I didn’t wander with my camera today. My creative efforts, instead, were directed at fashioning a photo light box out of a sheet of white muslin, two desk lamps, white poster board, and a cardboard box.
The idea is to create a stage with soft, even light, without harsh shadows, for small items to be photographed clearly.
I measured and cut and taped. Once the box was assembled, I considered my first test subject. I tried a pompom, a marble, a feather (when you have kids, these items mysteriously appear in your home along with other odd things like bulk packs of fluorescent popsicle sticks and rainbow tubes of glitter glue).
I popped online to procrastinate before putting away the light box setup, and came across the WordPress Discover Challenge: One, Two, Three!. By this time it was 10:30 p.m. and my brain was beginning to short circuit, so I used my new contraption to photograph – quite literally and with no deeper meaning whatsoever – one, two, three beads.
Well, I’ve never claimed to produce fine art. But at least my homemade light box works.
I detest the cold.
I’m cold all the time. I’m the one in four layers of clothing when everyone else is comfortable in a hoodie. I’ll go swimming only if it’s hot enough to fry eggs on the sidewalk. I sleep wearing socks and slippers, with my pajama pants tucked into my socks so they don’t ride up (this baffles and frustrates my hot-blooded husband, not only because I’m sure he would prefer a sleeping partner in a more advanced state of undress but also because he’d rather not be sweating beneath a comforter and a duvet in the middle of summer).
Though I like autumn, I start groaning when temperatures fall below 12°C. Dread sets in when it goes below zero, and the phrase “windchill factor” makes me want to curl up with my hot water bottle and hibernate in my well-padded bed for the rest of the season.
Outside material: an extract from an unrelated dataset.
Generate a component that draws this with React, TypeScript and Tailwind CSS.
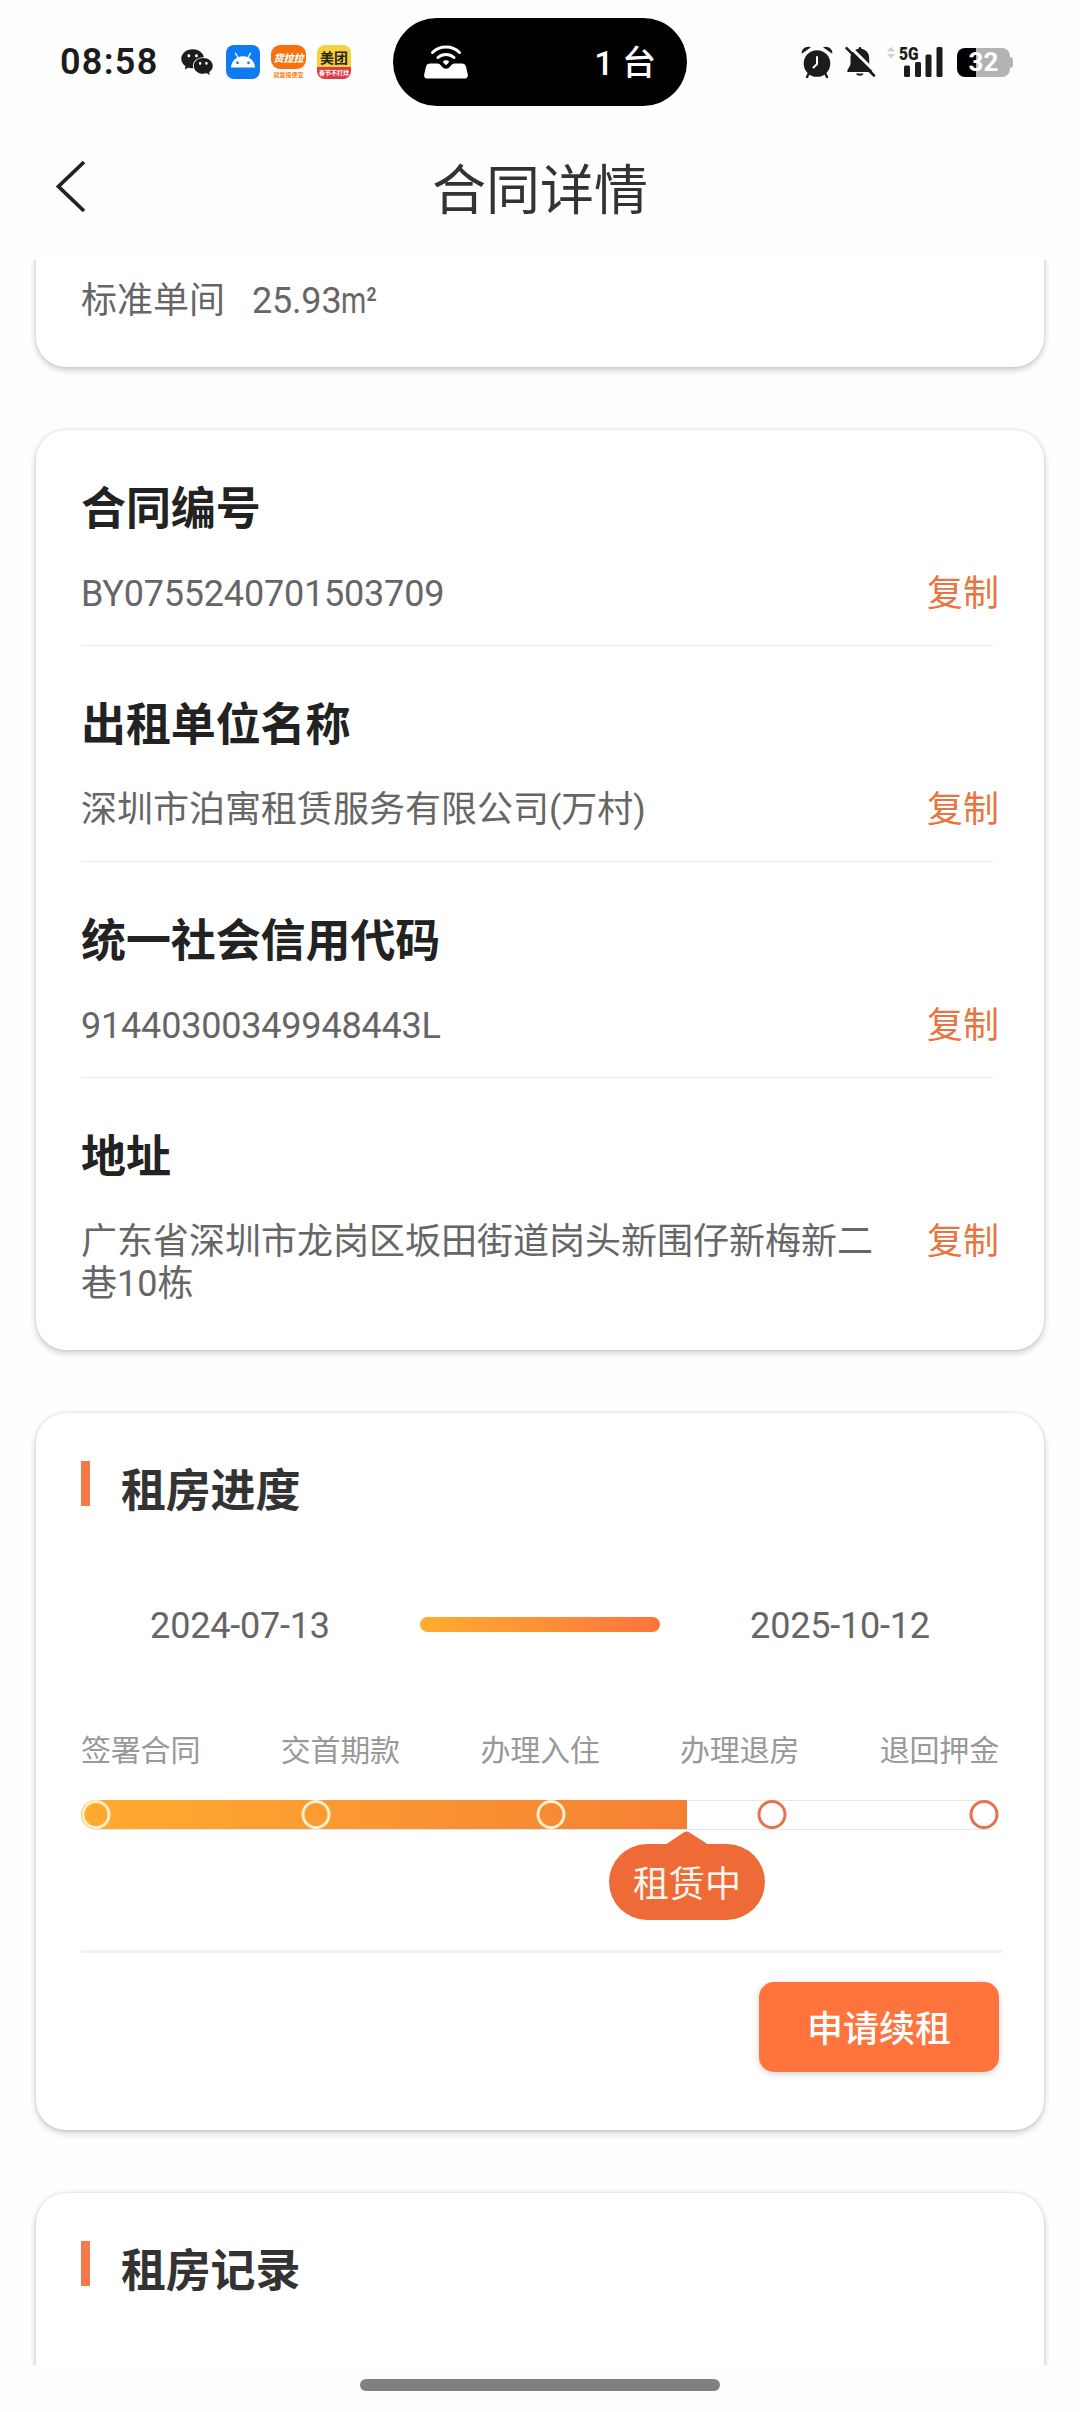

The late fall, at least, is beginning to look different to me now that I’m learning to see through a lens. I’ll actually venture outside. On purpose. And if I’m holding my camera, busy looking, I pay less attention to the blood freezing solid in my veins.
This morning we woke to the ground sparkling with frost. The leaves in the photo above were illuminated by a shaft of early morning sunlight glinting through a gap between the backyard fence boards. I tried to catch the rim of frost before it melted away moments later.
December’s almost upon us. Winter will provide some unique photo opportunities. Perhaps with some additional layers, a balaclava, and maybe some hot potatoes in my pockets, I’ll be ready.
“In the right light, at the right time, everything is extraordinary.”
This is a close-up of a cylinder-shaped crackle glass lamp that’s been sitting on a table in our living room for years, dutifully providing light while collecting dust and dead bugs. I’m so used to this lamp that it’s become more or less invisible to me unless I have to replace the light bulb (at which point, you’ll be glad to know, I usually also remove the dust/bugs).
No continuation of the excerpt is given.